> **Information supplied**:

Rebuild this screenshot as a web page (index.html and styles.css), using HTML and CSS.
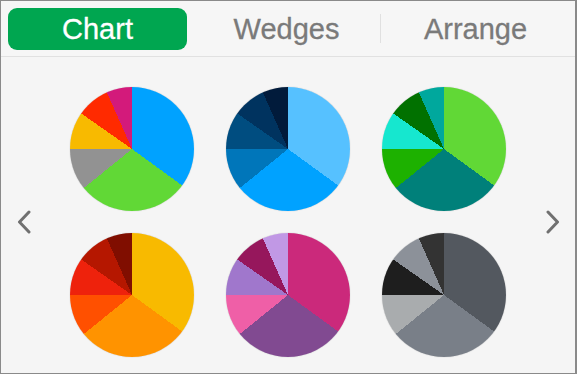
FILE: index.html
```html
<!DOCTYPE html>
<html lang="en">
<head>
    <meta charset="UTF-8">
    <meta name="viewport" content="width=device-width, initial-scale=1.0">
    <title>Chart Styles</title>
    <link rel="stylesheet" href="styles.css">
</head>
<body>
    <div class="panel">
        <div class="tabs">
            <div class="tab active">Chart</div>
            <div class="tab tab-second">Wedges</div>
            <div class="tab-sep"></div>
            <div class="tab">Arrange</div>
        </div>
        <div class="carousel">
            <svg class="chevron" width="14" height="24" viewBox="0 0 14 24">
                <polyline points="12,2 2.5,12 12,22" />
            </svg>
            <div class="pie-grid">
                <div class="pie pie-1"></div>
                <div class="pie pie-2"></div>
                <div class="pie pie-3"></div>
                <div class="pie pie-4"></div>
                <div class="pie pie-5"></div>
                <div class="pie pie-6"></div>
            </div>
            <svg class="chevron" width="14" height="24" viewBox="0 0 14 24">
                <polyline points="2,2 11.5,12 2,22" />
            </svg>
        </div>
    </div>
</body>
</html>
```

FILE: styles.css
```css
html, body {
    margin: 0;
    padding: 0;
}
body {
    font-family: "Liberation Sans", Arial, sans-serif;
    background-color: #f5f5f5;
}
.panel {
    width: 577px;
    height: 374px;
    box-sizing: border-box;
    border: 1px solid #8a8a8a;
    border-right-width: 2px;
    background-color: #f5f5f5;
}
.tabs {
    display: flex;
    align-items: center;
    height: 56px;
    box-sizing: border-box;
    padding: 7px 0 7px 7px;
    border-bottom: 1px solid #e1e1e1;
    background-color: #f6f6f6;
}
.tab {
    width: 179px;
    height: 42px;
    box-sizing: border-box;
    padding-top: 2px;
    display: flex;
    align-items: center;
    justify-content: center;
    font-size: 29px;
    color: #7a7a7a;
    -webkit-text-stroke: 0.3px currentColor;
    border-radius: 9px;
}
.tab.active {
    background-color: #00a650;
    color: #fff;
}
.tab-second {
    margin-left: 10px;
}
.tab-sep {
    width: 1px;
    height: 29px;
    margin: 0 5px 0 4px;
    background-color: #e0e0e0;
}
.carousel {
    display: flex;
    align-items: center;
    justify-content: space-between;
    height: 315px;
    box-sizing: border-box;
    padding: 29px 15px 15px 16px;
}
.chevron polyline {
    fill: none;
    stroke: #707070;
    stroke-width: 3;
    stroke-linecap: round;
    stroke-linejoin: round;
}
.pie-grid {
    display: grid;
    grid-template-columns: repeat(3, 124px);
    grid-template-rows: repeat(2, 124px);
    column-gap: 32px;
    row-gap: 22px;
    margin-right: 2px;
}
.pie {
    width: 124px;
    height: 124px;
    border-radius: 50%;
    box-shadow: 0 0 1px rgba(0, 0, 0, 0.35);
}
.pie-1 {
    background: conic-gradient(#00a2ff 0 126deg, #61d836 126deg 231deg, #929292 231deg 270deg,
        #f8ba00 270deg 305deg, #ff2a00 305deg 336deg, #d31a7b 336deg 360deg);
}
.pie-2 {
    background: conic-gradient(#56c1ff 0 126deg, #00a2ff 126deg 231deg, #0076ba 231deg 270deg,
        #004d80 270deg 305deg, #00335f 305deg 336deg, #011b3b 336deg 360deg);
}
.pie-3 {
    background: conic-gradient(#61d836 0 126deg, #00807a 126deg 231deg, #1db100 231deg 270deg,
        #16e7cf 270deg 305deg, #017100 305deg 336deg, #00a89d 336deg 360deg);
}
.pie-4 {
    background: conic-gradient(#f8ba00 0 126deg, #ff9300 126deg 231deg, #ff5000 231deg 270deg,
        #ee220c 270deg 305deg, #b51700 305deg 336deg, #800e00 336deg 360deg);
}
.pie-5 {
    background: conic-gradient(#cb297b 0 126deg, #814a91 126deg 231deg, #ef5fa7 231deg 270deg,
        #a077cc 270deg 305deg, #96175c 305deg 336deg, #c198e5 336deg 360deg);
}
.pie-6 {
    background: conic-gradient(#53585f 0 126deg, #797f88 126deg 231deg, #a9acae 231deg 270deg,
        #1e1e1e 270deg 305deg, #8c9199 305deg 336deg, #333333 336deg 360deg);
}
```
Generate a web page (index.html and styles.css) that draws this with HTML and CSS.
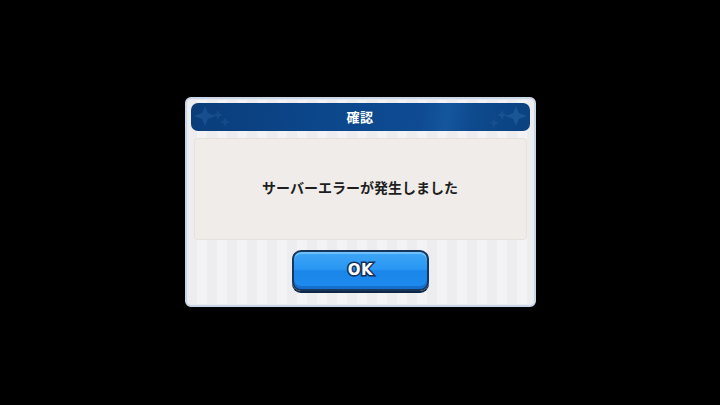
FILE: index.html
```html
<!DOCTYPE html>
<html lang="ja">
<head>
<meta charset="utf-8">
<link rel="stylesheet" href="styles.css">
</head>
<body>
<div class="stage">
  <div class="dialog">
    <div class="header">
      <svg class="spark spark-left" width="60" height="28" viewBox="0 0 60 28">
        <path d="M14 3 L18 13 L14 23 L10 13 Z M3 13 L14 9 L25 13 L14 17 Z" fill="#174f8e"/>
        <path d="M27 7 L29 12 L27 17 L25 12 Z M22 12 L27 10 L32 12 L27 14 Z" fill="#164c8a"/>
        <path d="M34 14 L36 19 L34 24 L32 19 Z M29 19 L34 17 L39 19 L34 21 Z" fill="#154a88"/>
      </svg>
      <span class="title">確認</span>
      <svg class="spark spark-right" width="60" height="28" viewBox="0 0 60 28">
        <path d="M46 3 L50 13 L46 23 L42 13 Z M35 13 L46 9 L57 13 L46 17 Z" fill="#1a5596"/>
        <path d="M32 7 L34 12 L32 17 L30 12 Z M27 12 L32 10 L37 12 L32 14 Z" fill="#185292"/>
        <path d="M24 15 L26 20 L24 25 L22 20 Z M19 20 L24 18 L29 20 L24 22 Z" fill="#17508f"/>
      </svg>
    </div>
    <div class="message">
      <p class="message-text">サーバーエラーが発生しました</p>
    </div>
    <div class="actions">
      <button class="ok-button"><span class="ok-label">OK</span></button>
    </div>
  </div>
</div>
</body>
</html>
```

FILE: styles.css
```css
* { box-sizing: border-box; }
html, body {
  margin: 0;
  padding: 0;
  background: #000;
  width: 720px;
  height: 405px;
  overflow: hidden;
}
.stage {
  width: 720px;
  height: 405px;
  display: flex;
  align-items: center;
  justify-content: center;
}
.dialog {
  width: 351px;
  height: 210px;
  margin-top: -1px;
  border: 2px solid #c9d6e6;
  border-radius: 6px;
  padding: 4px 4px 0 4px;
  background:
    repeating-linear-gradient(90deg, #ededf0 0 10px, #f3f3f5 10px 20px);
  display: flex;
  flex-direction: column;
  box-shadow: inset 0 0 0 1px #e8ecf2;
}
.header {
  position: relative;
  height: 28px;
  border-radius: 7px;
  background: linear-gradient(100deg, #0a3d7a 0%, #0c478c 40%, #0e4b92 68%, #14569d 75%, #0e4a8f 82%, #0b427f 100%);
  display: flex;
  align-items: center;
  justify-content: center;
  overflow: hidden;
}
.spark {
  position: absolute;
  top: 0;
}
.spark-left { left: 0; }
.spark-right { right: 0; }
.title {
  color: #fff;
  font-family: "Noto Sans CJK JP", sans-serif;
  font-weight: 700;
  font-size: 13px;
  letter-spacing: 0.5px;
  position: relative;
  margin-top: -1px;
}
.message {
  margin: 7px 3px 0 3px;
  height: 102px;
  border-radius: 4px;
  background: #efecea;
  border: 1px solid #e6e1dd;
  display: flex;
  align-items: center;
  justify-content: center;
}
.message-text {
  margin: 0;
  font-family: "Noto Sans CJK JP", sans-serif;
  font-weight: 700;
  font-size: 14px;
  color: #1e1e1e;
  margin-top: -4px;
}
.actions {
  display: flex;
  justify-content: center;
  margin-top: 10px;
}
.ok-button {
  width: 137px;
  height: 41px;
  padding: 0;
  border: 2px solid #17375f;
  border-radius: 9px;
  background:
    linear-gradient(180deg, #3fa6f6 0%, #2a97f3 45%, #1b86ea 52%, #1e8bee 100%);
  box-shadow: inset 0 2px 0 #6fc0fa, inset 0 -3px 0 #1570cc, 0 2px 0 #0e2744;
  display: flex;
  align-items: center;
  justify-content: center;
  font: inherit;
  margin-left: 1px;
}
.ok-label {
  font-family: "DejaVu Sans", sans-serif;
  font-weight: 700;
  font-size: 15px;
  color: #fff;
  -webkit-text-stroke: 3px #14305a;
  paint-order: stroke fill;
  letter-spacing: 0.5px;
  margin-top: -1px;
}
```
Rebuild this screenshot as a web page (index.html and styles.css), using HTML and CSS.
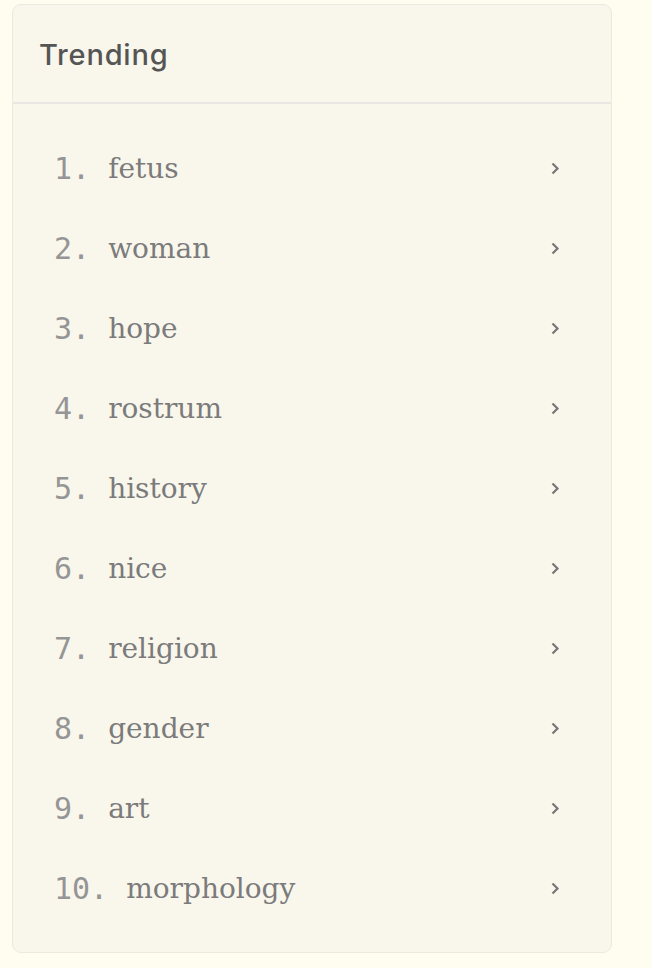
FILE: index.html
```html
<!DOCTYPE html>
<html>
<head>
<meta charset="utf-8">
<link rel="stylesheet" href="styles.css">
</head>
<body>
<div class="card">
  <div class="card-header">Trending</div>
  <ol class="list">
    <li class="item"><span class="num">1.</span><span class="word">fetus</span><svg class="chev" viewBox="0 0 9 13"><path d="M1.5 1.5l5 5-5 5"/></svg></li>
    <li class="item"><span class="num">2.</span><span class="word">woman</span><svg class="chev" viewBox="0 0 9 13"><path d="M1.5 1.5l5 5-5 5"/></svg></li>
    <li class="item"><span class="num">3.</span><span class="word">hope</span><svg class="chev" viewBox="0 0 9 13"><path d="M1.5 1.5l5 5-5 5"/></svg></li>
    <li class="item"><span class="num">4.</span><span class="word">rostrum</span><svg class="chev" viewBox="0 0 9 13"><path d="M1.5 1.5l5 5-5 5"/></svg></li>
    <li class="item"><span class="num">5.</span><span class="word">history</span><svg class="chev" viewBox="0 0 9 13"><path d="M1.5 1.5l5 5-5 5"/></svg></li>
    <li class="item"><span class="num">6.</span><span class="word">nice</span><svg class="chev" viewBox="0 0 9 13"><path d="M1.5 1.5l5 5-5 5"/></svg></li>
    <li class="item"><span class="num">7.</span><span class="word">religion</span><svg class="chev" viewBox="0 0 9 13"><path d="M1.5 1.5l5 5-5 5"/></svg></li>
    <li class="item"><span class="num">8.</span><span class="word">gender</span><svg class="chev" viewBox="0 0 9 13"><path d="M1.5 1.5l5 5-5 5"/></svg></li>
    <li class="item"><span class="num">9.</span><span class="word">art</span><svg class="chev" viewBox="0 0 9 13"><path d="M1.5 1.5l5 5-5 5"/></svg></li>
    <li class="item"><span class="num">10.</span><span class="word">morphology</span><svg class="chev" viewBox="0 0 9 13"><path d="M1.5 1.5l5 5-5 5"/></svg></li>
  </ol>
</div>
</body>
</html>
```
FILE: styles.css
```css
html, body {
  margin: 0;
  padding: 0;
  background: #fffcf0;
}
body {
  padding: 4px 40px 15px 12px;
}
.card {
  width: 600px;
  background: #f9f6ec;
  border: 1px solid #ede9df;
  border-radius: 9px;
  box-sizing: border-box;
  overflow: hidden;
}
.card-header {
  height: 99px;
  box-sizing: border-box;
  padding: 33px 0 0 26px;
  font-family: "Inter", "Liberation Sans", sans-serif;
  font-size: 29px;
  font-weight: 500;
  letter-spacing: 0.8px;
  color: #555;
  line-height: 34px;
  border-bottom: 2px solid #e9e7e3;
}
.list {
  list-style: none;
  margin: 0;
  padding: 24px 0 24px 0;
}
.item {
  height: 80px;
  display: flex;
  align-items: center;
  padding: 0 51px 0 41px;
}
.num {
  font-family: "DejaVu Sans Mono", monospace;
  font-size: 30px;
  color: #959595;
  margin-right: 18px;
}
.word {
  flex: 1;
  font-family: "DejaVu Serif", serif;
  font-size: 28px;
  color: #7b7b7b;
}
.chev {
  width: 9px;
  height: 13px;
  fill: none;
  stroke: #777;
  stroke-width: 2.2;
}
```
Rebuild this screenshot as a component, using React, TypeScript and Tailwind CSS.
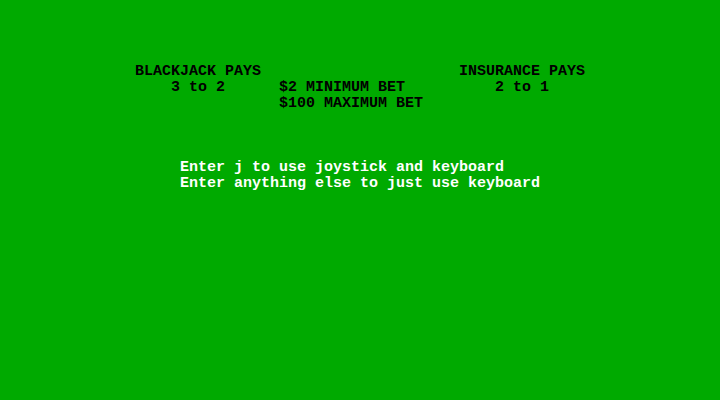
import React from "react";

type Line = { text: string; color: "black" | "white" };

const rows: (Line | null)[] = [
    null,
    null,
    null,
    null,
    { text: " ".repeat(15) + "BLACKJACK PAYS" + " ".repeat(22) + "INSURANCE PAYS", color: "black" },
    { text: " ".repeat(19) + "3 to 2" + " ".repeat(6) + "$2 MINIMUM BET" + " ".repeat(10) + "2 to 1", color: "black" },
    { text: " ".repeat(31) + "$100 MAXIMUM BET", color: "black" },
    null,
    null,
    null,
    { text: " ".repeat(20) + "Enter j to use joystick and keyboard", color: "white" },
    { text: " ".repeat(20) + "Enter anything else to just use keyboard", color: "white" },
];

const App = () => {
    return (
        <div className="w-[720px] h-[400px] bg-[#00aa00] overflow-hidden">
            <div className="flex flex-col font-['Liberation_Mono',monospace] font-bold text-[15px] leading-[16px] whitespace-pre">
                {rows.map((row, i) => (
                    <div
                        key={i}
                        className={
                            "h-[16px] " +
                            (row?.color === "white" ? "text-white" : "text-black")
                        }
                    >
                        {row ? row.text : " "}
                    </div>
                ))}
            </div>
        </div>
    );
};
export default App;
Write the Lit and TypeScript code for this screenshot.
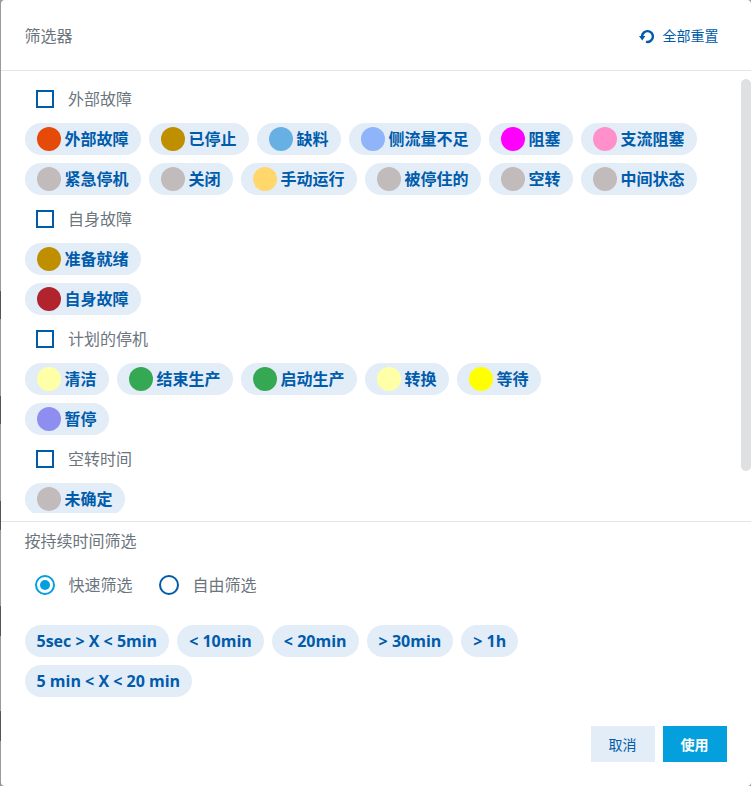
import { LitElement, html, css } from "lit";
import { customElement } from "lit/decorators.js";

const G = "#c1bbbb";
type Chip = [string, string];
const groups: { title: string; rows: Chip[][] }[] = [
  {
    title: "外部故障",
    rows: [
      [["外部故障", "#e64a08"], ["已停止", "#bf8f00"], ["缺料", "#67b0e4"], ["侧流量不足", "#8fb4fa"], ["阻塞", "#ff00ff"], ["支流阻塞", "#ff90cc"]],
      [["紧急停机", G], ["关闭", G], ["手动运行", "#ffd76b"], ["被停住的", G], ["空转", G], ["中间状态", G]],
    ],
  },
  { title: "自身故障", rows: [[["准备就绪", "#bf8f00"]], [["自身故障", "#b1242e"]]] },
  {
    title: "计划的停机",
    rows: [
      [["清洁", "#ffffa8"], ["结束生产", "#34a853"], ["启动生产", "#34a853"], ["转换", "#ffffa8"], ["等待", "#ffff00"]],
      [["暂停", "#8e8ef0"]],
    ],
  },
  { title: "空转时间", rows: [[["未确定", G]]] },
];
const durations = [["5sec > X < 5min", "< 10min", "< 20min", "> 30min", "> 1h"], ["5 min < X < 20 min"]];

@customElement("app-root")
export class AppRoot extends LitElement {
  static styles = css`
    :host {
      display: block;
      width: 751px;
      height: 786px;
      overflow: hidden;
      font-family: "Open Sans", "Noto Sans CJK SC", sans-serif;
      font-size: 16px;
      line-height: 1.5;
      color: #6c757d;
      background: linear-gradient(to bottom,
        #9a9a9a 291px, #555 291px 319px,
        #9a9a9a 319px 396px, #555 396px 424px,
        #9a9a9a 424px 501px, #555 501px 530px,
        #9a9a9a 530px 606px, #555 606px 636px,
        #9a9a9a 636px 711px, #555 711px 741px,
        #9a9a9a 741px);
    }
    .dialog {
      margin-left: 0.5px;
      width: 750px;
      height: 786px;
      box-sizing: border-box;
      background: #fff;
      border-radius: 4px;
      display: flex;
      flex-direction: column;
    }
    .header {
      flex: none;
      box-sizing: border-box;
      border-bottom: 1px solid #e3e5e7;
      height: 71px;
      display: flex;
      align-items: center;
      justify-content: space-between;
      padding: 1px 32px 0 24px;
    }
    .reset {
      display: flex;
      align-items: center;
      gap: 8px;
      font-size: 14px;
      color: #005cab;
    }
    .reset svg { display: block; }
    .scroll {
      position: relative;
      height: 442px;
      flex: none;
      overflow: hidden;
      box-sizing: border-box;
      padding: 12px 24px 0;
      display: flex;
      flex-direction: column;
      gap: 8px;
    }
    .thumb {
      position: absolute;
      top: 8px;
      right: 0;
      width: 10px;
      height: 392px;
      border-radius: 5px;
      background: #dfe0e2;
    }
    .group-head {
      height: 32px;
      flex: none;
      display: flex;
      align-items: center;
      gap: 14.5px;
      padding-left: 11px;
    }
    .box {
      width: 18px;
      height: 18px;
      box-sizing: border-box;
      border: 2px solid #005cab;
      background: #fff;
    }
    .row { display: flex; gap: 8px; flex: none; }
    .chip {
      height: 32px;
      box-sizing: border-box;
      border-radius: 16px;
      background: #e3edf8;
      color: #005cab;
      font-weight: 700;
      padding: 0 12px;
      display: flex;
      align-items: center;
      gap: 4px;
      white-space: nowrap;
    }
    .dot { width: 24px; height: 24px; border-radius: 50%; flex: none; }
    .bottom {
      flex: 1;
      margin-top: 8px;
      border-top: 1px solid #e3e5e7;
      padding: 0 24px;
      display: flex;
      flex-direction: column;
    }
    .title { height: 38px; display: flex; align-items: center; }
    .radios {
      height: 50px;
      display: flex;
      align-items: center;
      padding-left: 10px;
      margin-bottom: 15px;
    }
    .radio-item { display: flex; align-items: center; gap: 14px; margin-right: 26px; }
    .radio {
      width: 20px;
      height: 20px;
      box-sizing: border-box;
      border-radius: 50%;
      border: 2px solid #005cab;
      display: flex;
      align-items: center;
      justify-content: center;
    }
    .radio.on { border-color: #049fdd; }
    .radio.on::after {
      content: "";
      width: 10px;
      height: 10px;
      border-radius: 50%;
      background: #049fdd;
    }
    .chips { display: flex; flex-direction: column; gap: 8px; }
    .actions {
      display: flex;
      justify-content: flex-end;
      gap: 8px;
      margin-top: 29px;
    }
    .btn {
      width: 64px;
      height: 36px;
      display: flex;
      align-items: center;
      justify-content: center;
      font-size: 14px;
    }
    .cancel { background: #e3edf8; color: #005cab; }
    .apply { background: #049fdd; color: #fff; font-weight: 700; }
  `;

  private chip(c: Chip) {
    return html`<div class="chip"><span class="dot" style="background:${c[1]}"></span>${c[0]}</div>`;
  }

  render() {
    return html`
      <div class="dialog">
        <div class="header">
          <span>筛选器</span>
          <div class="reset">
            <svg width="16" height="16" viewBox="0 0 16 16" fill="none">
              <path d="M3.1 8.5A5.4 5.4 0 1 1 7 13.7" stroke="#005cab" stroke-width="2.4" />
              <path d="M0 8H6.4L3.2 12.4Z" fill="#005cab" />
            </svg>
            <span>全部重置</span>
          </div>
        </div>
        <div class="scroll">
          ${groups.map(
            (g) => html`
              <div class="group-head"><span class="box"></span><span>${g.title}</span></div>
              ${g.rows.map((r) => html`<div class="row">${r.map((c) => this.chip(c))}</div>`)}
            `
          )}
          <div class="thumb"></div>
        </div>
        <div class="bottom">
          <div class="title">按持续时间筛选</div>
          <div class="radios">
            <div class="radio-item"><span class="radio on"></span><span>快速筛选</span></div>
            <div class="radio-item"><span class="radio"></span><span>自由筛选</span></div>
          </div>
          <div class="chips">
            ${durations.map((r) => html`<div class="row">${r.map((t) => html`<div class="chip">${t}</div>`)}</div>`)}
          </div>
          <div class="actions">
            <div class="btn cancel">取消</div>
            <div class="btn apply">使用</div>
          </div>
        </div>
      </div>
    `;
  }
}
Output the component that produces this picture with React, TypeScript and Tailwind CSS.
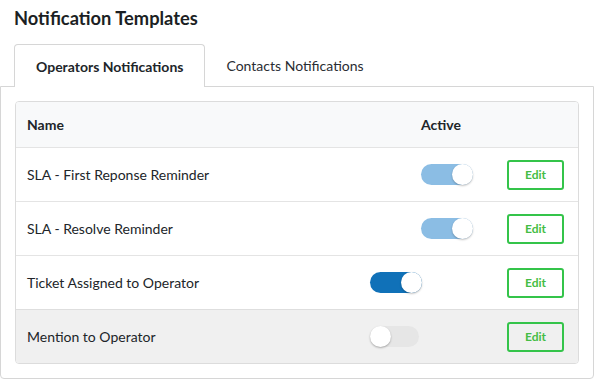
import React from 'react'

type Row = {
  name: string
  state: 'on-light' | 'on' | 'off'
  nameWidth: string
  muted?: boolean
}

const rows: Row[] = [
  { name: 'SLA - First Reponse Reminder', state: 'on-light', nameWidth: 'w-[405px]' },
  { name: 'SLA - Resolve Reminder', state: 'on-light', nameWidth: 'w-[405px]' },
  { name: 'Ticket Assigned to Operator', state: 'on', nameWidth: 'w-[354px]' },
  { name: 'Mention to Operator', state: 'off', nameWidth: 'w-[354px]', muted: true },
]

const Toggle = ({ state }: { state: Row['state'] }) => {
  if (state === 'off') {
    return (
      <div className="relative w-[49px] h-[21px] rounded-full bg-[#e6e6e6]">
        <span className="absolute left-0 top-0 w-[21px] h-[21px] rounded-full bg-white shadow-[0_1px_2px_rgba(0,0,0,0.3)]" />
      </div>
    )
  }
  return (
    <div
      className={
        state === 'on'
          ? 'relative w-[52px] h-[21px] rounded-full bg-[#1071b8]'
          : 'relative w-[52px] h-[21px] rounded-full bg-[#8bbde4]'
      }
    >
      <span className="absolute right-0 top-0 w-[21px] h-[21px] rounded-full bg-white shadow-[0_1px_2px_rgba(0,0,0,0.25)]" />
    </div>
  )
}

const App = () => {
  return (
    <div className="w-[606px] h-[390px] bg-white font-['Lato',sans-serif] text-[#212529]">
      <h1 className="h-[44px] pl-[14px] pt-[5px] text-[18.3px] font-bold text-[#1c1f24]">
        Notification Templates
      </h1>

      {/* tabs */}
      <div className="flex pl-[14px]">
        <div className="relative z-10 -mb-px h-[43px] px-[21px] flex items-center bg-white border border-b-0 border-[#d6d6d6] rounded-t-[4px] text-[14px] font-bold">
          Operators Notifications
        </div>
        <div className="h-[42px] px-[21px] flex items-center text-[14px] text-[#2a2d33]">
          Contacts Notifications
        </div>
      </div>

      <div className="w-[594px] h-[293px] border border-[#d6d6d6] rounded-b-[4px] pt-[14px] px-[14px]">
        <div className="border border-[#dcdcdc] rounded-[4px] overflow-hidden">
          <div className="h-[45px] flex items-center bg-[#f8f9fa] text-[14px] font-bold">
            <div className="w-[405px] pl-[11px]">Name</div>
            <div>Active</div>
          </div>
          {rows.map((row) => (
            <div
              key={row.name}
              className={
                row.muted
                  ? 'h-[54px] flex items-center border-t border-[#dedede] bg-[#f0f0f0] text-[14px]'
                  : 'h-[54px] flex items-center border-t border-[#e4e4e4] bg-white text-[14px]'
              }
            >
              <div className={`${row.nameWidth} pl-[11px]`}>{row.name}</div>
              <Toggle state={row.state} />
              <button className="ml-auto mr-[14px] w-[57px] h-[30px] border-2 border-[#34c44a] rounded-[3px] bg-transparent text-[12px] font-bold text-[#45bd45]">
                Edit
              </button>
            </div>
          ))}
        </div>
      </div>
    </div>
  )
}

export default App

> **Exercise details**: Extract each line from the entries above that contains the string "Tailwind".

> **Response**:
Rebuild this screenshot as a component, using React, TypeScript and Tailwind CSS.
Output the component that produces this picture with React, TypeScript and Tailwind CSS.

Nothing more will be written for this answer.